L’entrepreneur agricole reçoit le soutien de sa famille
Derrière ce jeune dynamique et ambitieux, se cache une famille qui met tout en œuvre pour accompagner leur fils dans ses projets. Amado Sebgo, son père, affirme qu’un agriculteur n’est pas celui qui abandonne lorsqu’il subit une perte, aussi énorme soit-elle. « Les risques sont partout. Être agriculteur, c’est accepter les pertes et les succès que l’on peut rencontrer ».
Marié en décembre 2021, Ablacé Sebgo bénéficie aussi du soutien de son épouse Asseta Koala. Elle dit partager la même vision que son époux surtout dans le domaine de l’entrepreneuriat agricole.

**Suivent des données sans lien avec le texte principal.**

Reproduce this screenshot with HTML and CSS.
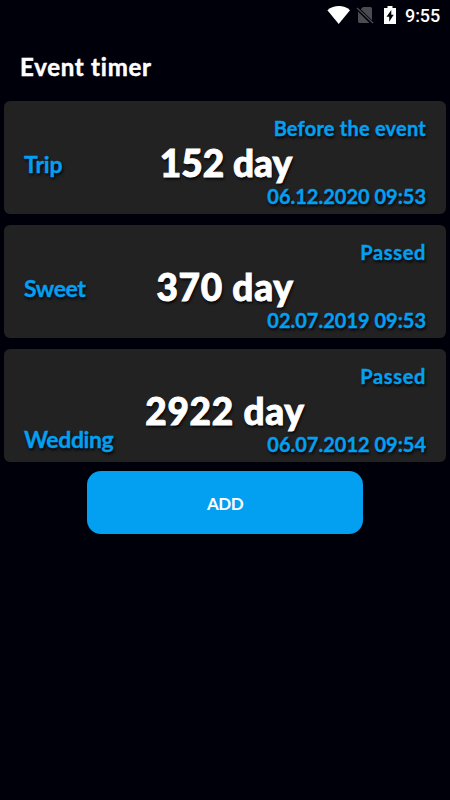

«C’est quelqu’un qui se bat. Nous partageons la même vision. Il a toujours fait de l’entrepreneuriat son ambition. Sur ce point, je l’encourage et je le soutien de mon mieux », a ajouté Asseta Koala.
Pendant que nous quittions ce champ de 3 hectares le 26 juillet, nous apprenions que l’étudiant en médecine possède un autre champ de sorgho de 3,5 hectare de sorgho à environ 4 km à l’Est de la ville. Ce deuxième champ du jeune entrepreneur est clôturé à l’aide d’un grillage pour empêcher les animaux d’accéder aux cultures. Sur les lieux, on voit les tiges de sorgho bien poussées au milieu des herbes. « J’ai utilisé les semences améliorées subventionnées », a-t-il dit.
Dans la commune de Ziniaré, région du Plateau central, située à une quarantaine de kilomètres de Ouagadougou la capitale du pays, les jeunes s’adonnent de plus en plus à l’agriculture. Ablacé Sebgo est l’un des exemples palpables de jeunes ambitieux, désireux d’apporter leur touche au développement du pays.
La faible modernisation de l’agriculture burkinabè constitue un grand obstacle pour ces entrepreneurs agricoles. Cette faible modernisation a pour conséquences immédiates, la non maîtrise du cycle de la pluviométrie, l’insuffisance des équipements agricoles mécanisés.